For running MapReduce Algorithm in Hive, we need to create a table database to load using ‘Create Table database’.

MapReduce Design Patterns

Design pattern is a critical technique to efficiently deal with frequently occurring data related issues. Under design pattern, MapReduce is an environment which has led the foundation for top level analysis tools such as PIG and Hive. There are number of classes in MapReduce patterns which are as follows filter.

MapReduce Algorithms

The first algorithm was used to carry out range of price per city has. The price range was from 0 - 5. As the range goes increasing from 0 to 5 the city is getting expensive.

A = GROUP by City;
B = Generate AVG Price range for EACH A;
DUMP B;
STORE Y USING PigStorage(‘,’) INTO HDFS;

The second algorithm was used to carry out average rating of zomato restaurant as per city across globe. The ratings are from 0 – 5.

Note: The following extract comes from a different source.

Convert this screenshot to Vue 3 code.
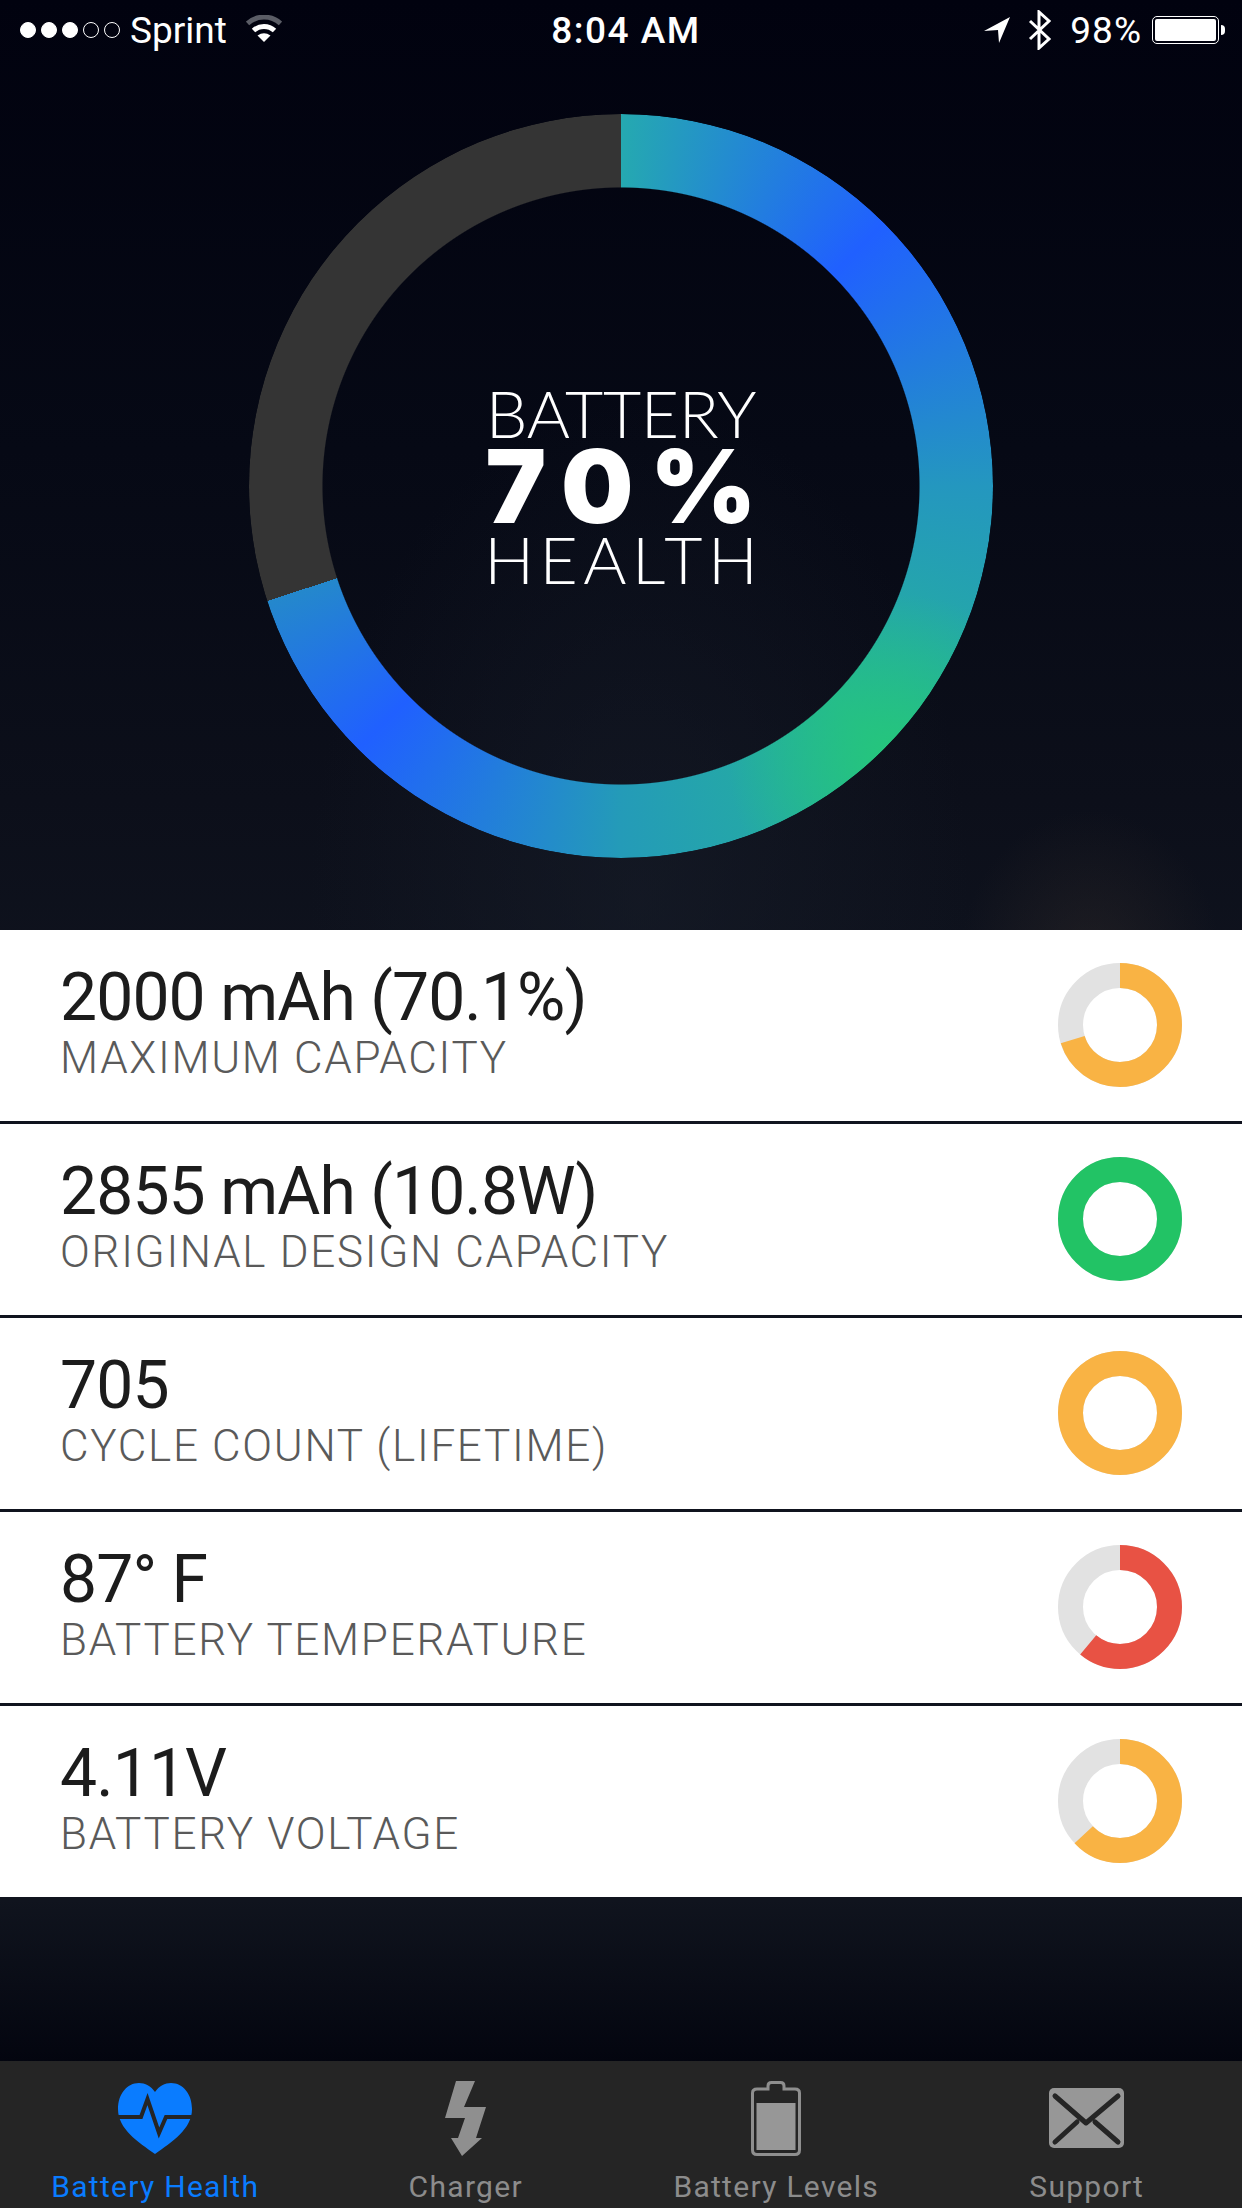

X = GROUP BY (Currency, City);
Y =Generate AVG Aggregate rating for EACH X;
DUMP Y;
STORE Y USING PigStorage(‘,’) INTO HDFS;

The third algorithm was used to find out which cuisines is the best and most popular among population across the country.

A = GROUP BY Cusines;
B =Generate COUNT Votes for EACH A;
DUMP Y;
STORE A USING PigStorage(‘,’) INTO HDFS;

The fourth algorithm was used to carry out the total number of restaurants falls in which rating text category.

A = GROUP BY Rating_text;
B =Generate COUNT Restaurant_ID for EACH A;
DUMP B;
STORE B USING PigStorage(‘,’) INTO HDFS;

Experimented Results

The most expensive city for cuisines across the globe based on Zomato registered restaurants was carried out by running first algorithm. But we have visualized top 20 expensive Cities as the dataset was quite big to visualize. It can be interpreted from the graph that most of the cities around the globe lies in the budget, as there are almost nil cities in the range greater than 4.